Entries with page source code

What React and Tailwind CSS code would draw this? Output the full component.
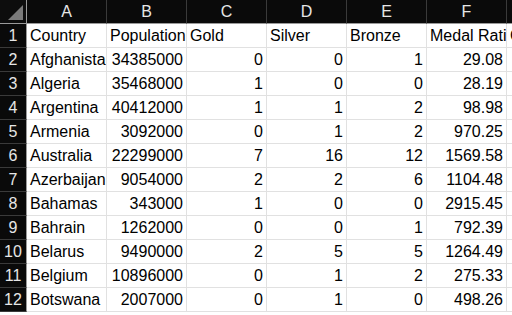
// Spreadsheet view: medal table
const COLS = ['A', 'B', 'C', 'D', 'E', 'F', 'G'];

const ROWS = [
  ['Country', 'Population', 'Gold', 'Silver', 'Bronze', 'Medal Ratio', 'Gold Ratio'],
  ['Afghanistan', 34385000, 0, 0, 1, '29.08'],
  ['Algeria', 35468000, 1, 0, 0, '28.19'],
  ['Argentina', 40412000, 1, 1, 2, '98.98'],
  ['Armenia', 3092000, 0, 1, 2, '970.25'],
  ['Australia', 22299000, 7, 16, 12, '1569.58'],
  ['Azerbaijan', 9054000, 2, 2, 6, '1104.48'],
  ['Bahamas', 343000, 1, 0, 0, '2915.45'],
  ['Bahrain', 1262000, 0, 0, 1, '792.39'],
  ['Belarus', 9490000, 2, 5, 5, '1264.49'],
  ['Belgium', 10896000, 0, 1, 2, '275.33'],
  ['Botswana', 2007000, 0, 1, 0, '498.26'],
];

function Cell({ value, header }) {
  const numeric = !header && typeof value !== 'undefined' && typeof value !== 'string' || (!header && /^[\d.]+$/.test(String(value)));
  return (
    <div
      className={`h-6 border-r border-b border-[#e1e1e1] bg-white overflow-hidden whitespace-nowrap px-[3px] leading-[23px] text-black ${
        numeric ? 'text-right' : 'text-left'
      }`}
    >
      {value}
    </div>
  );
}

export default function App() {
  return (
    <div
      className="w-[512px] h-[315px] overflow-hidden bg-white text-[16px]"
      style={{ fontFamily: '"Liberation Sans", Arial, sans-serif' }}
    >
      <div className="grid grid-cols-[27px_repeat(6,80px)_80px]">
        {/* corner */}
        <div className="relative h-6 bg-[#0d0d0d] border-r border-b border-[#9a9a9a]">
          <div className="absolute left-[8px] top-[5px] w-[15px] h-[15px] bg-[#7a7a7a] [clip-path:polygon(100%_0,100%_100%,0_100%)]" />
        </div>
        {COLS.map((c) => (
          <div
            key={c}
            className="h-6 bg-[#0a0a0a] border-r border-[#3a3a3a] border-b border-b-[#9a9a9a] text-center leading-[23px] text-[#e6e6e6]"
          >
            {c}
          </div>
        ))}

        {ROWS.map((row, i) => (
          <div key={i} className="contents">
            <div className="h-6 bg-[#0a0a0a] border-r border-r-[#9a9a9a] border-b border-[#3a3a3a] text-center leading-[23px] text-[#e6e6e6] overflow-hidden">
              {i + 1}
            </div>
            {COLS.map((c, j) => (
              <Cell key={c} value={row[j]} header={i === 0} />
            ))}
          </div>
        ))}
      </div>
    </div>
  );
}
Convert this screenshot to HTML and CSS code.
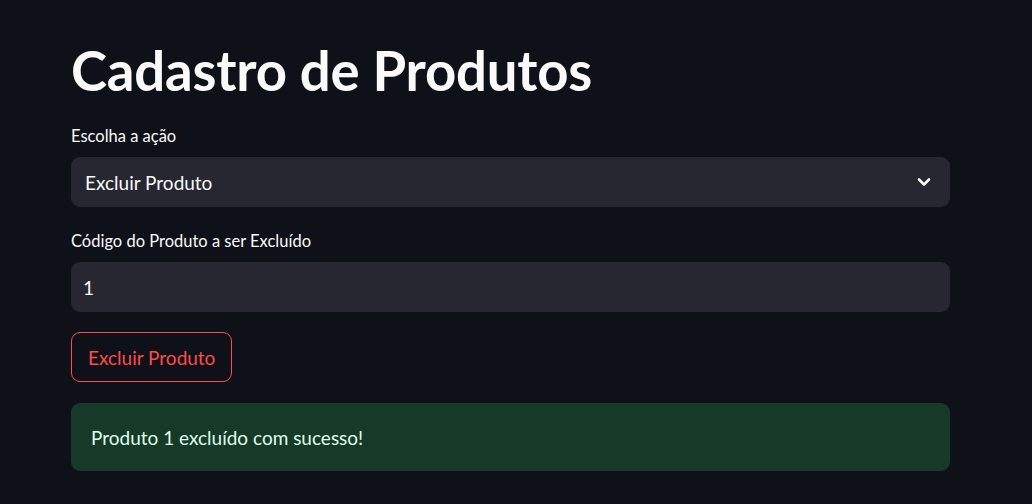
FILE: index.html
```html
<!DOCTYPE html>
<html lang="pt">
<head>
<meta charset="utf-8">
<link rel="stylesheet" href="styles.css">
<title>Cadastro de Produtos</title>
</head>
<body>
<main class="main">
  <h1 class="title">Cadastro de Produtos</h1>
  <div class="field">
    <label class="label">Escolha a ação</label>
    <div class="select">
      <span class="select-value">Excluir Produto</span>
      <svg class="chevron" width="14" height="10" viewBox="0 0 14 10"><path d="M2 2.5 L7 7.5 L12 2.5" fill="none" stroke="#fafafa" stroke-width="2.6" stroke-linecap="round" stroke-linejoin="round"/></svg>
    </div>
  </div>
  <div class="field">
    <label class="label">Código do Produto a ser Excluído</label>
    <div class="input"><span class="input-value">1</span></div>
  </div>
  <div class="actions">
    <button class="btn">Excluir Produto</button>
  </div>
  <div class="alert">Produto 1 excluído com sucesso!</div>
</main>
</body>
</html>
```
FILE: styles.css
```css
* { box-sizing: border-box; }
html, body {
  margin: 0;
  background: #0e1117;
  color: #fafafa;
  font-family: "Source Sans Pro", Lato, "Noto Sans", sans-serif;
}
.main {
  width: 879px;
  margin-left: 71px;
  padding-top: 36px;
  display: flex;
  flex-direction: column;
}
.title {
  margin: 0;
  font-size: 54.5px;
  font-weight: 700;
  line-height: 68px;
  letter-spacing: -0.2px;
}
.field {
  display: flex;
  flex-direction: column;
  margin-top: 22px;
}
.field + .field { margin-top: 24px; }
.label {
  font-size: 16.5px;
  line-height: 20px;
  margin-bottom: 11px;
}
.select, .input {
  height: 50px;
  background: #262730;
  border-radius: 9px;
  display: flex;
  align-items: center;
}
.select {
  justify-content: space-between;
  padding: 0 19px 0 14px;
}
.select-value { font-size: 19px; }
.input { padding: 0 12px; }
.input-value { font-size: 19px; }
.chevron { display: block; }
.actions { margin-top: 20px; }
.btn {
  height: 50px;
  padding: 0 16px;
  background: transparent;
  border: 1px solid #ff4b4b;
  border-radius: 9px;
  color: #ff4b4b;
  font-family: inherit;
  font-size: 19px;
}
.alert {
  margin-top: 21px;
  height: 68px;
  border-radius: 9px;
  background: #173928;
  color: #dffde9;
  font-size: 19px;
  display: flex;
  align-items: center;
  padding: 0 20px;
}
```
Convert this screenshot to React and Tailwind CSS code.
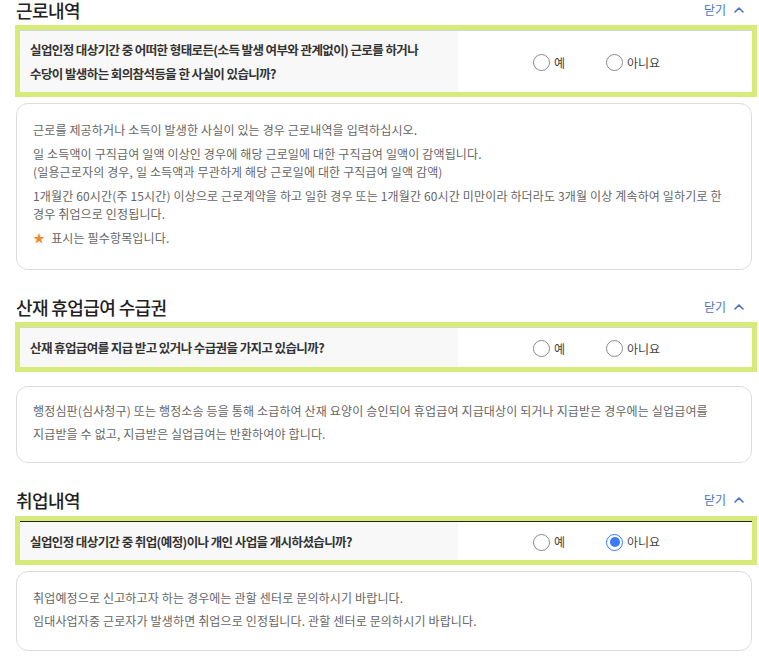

==

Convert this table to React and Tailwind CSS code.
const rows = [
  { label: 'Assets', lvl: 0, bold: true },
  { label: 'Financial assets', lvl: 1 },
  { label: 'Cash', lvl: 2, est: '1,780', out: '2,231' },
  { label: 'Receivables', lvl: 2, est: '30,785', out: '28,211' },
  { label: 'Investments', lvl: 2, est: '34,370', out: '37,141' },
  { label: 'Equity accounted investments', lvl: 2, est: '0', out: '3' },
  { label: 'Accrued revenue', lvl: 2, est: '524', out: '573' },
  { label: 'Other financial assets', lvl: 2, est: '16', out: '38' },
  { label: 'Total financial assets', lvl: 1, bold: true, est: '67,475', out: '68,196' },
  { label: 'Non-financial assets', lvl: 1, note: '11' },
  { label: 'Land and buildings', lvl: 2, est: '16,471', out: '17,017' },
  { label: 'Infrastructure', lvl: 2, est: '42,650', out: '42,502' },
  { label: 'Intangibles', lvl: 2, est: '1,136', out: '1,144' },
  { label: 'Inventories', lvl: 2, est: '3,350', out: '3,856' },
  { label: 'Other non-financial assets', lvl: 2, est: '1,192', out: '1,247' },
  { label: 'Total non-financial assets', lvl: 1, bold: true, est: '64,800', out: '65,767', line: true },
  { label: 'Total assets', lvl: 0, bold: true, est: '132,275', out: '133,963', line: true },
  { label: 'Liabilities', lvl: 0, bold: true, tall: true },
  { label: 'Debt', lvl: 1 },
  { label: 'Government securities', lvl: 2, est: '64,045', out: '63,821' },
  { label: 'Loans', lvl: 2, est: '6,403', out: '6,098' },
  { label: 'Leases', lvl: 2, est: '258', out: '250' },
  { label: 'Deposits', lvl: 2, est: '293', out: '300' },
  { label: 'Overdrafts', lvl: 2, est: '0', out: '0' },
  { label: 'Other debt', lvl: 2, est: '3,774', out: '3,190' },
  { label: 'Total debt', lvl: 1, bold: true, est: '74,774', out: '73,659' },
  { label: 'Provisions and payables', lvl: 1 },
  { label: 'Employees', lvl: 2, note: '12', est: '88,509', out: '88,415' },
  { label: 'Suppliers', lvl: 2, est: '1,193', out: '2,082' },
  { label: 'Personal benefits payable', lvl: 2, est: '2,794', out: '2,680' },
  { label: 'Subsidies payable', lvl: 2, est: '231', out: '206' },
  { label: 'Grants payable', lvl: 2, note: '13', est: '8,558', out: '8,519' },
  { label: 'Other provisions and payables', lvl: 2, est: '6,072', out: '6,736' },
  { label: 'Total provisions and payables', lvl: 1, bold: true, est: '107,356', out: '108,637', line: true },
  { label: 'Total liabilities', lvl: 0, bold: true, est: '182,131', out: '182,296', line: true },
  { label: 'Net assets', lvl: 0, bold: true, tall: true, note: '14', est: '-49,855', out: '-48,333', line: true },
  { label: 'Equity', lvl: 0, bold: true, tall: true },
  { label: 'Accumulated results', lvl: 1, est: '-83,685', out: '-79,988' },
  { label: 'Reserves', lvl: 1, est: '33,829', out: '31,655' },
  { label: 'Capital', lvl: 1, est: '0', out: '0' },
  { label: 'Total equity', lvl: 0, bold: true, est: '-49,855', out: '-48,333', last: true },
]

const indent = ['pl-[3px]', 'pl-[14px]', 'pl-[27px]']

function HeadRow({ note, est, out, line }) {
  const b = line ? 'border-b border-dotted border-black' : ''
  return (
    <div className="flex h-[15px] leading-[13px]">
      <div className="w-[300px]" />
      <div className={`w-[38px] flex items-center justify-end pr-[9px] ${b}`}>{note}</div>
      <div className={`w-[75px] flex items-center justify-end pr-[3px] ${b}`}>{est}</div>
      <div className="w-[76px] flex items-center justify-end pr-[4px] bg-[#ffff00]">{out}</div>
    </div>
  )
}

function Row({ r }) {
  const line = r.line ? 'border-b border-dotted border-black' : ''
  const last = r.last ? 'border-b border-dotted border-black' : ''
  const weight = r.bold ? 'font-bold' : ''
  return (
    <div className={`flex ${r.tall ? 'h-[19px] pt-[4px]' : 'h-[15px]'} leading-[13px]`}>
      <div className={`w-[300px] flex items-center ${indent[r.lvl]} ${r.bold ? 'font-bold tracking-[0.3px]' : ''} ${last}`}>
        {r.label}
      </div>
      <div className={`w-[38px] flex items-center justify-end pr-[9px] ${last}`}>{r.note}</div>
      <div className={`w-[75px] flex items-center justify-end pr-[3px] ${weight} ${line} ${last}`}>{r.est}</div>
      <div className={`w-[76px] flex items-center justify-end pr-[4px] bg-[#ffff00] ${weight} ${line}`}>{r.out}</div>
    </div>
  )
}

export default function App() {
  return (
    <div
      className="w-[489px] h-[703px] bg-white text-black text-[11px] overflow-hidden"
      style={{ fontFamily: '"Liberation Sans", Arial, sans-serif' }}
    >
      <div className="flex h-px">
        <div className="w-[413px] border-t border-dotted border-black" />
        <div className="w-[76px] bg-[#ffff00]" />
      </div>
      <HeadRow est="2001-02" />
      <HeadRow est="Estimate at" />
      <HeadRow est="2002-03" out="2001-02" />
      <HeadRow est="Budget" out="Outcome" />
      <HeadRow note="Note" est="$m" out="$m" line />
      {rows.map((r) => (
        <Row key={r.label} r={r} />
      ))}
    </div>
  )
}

#### Short exercise:
Above are some records. Reproduce the lines from the one with "Convert this screenshot to HTML and CSS code." down to the one with "Convert this screenshot to React", keeping both, and leave every picture out.

#### Result:
Convert this screenshot to HTML and CSS code.
FILE: index.html
```html
<!DOCTYPE html>
<html lang="pt">
<head>
<meta charset="utf-8">
<link rel="stylesheet" href="styles.css">
<title>Cadastro de Produtos</title>
</head>
<body>
<main class="main">
  <h1 class="title">Cadastro de Produtos</h1>
  <div class="field">
    <label class="label">Escolha a ação</label>
    <div class="select">
      <span class="select-value">Excluir Produto</span>
      <svg class="chevron" width="14" height="10" viewBox="0 0 14 10"><path d="M2 2.5 L7 7.5 L12 2.5" fill="none" stroke="#fafafa" stroke-width="2.6" stroke-linecap="round" stroke-linejoin="round"/></svg>
    </div>
  </div>
  <div class="field">
    <label class="label">Código do Produto a ser Excluído</label>
    <div class="input"><span class="input-value">1</span></div>
  </div>
  <div class="actions">
    <button class="btn">Excluir Produto</button>
  </div>
  <div class="alert">Produto 1 excluído com sucesso!</div>
</main>
</body>
</html>
```
FILE: styles.css
```css
* { box-sizing: border-box; }
html, body {
  margin: 0;
  background: #0e1117;
  color: #fafafa;
  font-family: "Source Sans Pro", Lato, "Noto Sans", sans-serif;
}
.main {
  width: 879px;
  margin-left: 71px;
  padding-top: 36px;
  display: flex;
  flex-direction: column;
}
.title {
  margin: 0;
  font-size: 54.5px;
  font-weight: 700;
  line-height: 68px;
  letter-spacing: -0.2px;
}
.field {
  display: flex;
  flex-direction: column;
  margin-top: 22px;
}
.field + .field { margin-top: 24px; }
.label {
  font-size: 16.5px;
  line-height: 20px;
  margin-bottom: 11px;
}
.select, .input {
  height: 50px;
  background: #262730;
  border-radius: 9px;
  display: flex;
  align-items: center;
}
.select {
  justify-content: space-between;
  padding: 0 19px 0 14px;
}
.select-value { font-size: 19px; }
.input { padding: 0 12px; }
.input-value { font-size: 19px; }
.chevron { display: block; }
.actions { margin-top: 20px; }
.btn {
  height: 50px;
  padding: 0 16px;
  background: transparent;
  border: 1px solid #ff4b4b;
  border-radius: 9px;
  color: #ff4b4b;
  font-family: inherit;
  font-size: 19px;
}
.alert {
  margin-top: 21px;
  height: 68px;
  border-radius: 9px;
  background: #173928;
  color: #dffde9;
  font-size: 19px;
  display: flex;
  align-items: center;
  padding: 0 20px;
}
```
Convert this screenshot to React and Tailwind CSS code.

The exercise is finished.